Traveling Technology-Free with Children

My husband and I have lived far away from our families and friends for almost our entire marriage, so we take a lot of road trips with our young children. I’m not a fan of playing movies for my children and don’t give them electronic toys, so keeping them entertained on long road trips takes a little bit more planning and creativity. Here are some of my tricks and tips for keeping young children entertained on long road trips, without turning to screen time.

One of my best car tricks I learned from a dear friend when we lived in student housing in Austin: set up a store in the car, filled with various types of prizes: stickers, matchbox cars, magic invisible markers, books, special snacks and lollipops, etc. I try to have a variety of car-friendly activities and snacks/special treats in the store. These don’t have to be expensive, I try to find things on clearance or dollar aisles. I also have a set of toy money. My children are paid $1 for each half-hour or 1 hour they behave in the car, depending on their age and the length of the road trip, etc. In addition to normal expected good behavior, behaving in the car includes not asking “are we there yet?”, “how much longer?”, “has it been an hour yet?” or “when can I have my dollar?” I try to start the time on the hour, so it is easier for the children (and me!) to keep track of. Once they have behaved for a full hour, they earn their dollar. They can choose to buy something small from the store, or they can choose to save their dollar so they can buy something bigger from the store once they have earned a few more dollars. Admittedly, this game takes some planning: buying varying prizes for the store, having enough prizes to last the entire trip, and enough desirable prizes that different children will want, coming up with their prices, keeping track of the time and money, etc. But it also teaches them so much: they are learning about time, the clock, money, adding and subtracting, the value of saving your money versus spending it immediately, the varying prices of commodities, and adding and subtracting. I am also reinforcing values of obedience and good-behavior: if a child does not behave, they don’t earn their dollar that hour. I’ve also added in other incentives at times, like when my oldest son was learning to read, he could earn an extra dollar for every book he joyfully read to his younger siblings. This game has worked very well for us on various road trips, especially as the children get older. It’s harder to implement with young children but I will usually just reward a young child with a small prize when the older children are buying their prizes. There are many ways you could adapt this game to work for your family.

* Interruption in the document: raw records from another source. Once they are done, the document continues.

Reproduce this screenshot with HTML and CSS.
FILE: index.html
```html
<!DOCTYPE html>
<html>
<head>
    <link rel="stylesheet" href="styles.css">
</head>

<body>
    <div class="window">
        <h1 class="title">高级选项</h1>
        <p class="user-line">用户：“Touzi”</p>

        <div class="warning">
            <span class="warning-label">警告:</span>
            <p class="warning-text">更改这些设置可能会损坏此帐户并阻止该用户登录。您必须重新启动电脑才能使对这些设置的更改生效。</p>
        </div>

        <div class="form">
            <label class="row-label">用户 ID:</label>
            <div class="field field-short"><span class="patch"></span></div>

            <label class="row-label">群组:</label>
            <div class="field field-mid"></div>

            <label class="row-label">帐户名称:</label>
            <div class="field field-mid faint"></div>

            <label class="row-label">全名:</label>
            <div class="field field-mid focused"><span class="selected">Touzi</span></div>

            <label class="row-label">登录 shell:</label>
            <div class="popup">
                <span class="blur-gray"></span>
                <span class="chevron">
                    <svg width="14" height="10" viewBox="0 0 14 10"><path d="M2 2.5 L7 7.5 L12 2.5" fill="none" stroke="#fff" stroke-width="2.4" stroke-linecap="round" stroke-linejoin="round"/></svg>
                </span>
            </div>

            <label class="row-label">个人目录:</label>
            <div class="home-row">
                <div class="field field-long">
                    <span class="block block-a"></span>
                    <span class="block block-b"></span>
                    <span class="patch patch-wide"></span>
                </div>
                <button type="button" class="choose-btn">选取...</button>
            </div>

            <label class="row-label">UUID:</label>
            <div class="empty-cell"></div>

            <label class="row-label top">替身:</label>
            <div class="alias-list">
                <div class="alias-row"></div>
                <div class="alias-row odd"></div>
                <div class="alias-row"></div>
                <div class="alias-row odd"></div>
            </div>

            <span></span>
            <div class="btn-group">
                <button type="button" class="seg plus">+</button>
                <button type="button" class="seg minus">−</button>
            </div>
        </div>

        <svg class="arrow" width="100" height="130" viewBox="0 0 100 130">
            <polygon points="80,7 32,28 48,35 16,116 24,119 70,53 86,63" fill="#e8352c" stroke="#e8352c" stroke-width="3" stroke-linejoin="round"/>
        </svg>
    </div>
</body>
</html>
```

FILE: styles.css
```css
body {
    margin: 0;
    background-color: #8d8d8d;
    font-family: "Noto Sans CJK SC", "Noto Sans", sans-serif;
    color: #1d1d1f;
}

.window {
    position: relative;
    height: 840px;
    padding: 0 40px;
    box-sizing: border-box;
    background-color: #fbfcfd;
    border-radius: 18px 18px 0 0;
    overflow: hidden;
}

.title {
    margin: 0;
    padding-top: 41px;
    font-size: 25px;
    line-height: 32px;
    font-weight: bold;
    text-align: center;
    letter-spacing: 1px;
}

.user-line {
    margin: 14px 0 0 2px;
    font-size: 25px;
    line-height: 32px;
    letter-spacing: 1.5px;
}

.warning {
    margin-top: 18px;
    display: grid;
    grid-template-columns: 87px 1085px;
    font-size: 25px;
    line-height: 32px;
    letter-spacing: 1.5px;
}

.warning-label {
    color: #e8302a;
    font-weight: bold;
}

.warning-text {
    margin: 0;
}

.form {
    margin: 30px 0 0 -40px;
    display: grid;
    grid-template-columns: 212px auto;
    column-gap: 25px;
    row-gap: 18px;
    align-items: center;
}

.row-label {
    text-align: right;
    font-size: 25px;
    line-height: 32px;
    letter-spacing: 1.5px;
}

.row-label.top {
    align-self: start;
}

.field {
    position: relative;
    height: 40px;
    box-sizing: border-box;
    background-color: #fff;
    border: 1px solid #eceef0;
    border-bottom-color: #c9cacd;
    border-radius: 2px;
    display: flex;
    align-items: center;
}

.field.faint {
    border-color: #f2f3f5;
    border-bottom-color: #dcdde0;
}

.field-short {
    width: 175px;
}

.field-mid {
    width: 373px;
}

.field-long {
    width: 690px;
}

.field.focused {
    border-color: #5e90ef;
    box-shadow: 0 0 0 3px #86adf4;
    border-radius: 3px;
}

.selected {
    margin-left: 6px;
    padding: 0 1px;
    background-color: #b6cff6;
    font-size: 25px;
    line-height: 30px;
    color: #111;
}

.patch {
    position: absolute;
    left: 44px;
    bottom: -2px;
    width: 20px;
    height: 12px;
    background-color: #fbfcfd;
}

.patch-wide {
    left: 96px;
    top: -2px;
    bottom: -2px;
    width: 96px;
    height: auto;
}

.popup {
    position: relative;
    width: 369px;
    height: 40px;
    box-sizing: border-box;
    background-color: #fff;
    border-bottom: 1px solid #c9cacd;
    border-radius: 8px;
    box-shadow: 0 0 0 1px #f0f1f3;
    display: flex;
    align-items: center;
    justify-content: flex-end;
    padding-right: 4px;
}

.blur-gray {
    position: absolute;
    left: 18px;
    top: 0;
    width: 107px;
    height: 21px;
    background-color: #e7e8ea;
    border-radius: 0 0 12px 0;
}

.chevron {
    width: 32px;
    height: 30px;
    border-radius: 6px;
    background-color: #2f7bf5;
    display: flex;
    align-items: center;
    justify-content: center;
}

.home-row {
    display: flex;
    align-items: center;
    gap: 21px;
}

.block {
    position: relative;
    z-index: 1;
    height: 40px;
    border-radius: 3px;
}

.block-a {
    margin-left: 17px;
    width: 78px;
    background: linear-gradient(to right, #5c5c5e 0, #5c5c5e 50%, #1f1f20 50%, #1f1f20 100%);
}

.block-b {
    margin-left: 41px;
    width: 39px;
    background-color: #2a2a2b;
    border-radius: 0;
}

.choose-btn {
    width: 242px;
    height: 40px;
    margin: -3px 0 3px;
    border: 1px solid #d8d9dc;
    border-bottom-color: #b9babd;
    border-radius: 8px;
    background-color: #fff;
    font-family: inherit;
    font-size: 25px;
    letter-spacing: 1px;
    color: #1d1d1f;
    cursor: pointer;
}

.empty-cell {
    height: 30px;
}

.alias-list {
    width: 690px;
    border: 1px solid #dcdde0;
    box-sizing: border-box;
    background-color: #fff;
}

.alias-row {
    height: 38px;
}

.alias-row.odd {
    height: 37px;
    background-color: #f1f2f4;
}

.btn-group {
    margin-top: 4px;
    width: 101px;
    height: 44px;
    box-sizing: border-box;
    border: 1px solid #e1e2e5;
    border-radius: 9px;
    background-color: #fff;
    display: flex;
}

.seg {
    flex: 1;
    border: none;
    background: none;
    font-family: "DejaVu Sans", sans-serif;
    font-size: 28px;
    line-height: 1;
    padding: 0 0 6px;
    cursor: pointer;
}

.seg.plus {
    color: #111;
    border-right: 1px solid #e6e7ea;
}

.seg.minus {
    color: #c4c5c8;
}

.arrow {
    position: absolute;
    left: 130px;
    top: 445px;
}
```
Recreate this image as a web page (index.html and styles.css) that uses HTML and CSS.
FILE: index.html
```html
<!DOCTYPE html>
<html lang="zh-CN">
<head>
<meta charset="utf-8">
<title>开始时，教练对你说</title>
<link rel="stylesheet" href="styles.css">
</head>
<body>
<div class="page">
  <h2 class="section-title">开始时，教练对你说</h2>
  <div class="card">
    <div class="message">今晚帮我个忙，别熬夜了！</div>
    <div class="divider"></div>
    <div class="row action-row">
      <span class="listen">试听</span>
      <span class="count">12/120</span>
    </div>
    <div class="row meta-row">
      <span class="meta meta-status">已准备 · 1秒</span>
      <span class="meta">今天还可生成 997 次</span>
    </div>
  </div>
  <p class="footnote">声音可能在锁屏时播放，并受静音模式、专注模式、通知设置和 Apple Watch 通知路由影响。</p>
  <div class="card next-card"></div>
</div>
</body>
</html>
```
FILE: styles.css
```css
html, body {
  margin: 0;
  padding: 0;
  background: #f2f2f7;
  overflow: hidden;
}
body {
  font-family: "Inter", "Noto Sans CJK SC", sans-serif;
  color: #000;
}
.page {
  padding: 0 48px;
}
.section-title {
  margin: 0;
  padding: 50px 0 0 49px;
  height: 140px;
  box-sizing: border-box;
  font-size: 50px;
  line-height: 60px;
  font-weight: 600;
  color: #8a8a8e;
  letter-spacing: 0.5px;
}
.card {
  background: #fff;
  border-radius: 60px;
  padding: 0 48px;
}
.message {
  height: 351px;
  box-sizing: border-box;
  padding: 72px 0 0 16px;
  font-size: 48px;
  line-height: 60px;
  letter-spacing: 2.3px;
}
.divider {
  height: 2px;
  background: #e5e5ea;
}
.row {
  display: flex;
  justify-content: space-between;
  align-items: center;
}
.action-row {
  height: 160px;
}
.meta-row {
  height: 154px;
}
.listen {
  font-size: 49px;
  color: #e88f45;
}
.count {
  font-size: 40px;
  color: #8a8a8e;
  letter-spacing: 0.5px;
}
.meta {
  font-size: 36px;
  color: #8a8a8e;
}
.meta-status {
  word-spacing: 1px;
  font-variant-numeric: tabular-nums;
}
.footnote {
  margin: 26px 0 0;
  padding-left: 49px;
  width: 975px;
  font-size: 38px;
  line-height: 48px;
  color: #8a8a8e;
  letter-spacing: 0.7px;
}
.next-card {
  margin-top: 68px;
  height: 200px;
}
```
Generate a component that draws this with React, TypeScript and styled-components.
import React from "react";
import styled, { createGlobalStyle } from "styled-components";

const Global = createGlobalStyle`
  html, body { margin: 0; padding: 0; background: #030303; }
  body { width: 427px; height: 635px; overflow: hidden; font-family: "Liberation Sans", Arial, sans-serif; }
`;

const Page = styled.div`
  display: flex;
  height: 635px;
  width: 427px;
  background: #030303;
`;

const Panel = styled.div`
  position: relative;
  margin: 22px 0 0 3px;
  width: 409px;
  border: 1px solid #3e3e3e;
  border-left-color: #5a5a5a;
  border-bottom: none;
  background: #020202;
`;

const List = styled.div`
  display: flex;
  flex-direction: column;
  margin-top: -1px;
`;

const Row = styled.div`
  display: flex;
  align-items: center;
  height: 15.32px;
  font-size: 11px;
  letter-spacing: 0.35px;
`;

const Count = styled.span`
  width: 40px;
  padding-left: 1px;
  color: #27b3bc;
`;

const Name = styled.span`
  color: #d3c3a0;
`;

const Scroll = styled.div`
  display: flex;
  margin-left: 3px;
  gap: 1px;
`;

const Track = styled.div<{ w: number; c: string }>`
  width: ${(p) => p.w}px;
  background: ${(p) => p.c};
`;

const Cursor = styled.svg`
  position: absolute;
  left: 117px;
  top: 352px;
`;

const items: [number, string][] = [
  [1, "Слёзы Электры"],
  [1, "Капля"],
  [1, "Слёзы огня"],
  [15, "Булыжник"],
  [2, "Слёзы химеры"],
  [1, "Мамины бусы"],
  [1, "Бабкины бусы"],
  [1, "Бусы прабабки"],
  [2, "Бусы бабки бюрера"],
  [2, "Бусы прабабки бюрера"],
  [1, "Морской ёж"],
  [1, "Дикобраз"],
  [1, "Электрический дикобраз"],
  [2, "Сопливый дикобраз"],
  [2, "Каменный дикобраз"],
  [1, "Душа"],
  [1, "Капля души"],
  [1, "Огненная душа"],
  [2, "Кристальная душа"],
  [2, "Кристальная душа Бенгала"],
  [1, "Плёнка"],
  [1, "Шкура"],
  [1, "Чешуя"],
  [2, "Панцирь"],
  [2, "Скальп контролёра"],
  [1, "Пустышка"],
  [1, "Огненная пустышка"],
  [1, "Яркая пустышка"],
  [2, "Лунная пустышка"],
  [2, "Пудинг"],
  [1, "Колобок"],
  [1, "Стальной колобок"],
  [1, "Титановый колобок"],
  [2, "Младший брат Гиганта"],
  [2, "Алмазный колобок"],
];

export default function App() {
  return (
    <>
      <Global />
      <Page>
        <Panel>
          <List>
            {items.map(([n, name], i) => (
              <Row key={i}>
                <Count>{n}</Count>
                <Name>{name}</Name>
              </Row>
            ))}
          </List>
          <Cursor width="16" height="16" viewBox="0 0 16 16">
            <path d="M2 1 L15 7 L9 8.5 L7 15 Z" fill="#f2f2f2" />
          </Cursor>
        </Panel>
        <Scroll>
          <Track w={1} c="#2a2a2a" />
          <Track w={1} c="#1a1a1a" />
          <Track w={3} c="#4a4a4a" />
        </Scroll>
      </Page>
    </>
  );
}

Certain crafts can also be great for road trips. We’ve had great success with stringing beads on pipe cleaners, stickers on construction paper, and pre-packaged craft projects from craft stores like foam letters and numbers to write things or make a picture on construction paper, or foam nativity pieces to put on a foam stable at Christmas time. With children as young as mine, I avoid projects that require glue or glitter or anything excessively messy in the car, but stickers and pipe cleaner projects seem to work well.

Coloring is another favorite for my children. I try to get them a new coloring book or small activity book for a car trip. Melted crayons can make a huge mess in the car so I bring colored pencils instead. But my new favorite coloring tool for road trips is magic invisible markers! The ink in the marker is clear, but color appears when the marker touches the special paper sold with the makers. These are fantastic because they don’t leave a mess on your car seats, clothes, or fingers, and the young children love using them and seeing a beautiful picture appear. This is a little bit more expensive of a road trip prize, but I have been able to find a package of 10-20 special pictures that the magic markers work on, and just buy one package and all the kids share it. They really love this road trip treat!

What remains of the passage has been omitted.